In the fan coil unit 21, the refrigerant flows through the second heat exchanger 28, which operates as a condenser. A blower fan 30 draws air through the second heat exchanger 28 and over the coil 27. In the second heat exchanger 28, the refrigerant flows through the coil 27 and rejects heat to air and is condensed into a liquid, exiting the second heat exchanger 28 at a low enthalpy and a high pressure. The refrigerant exits the coil 27 and bypasses the indoor expansion device 26a.

The refrigerant exits the fan coil unit 21 and flows through the tubing 37 towards the outdoor unit 23, where the refrigerant is expanded to a low pressure in the outdoor expansion device 26b. After expansion, the refrigerant flows through the first heat exchanger 24, which operates as an evaporator. In the first heat exchanger 24, the refrigerant flows through the coil 26 and accepts heat from air that is drawn over the coil 26 by the fan 29, exiting the first heat exchanger 24 at a high enthalpy and a low pressure.

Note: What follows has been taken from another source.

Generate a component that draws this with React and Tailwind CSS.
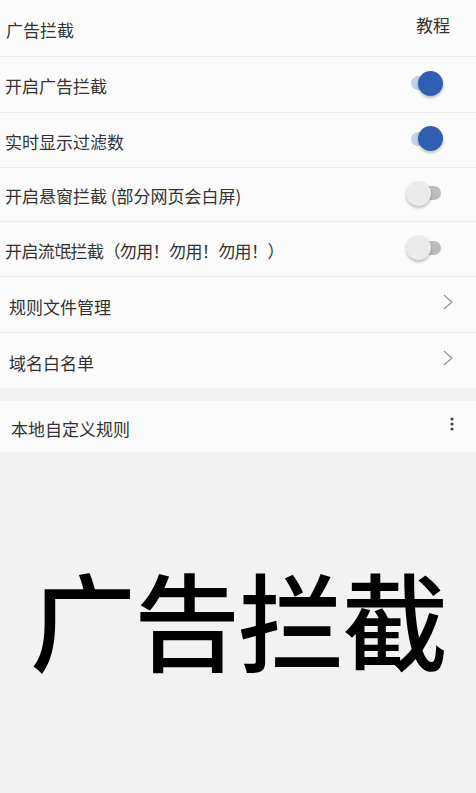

The refrigerant can flow through the accumulator 31. The refrigerant then flows to the compressor 22, completing the cycle.

FIG. 2 illustrates the fan coil unit 21. The fan coil unit 21 includes a housing 41 that contains the blower fan 30 that draws the air over the coil 26. A motor 58 rotates the blower fan 30 about an axis of rotation 70. Air enters the blower fan 30 through an inlet orifice 60 and exits the blower fan 30 through an outlet 68.

As shown in FIG. 3, the blower fan 30 includes a fan wheel 32 and a housing 34. In one example, the housing 34 is metal. The fan wheel 32 rotates about the axis of rotation 70.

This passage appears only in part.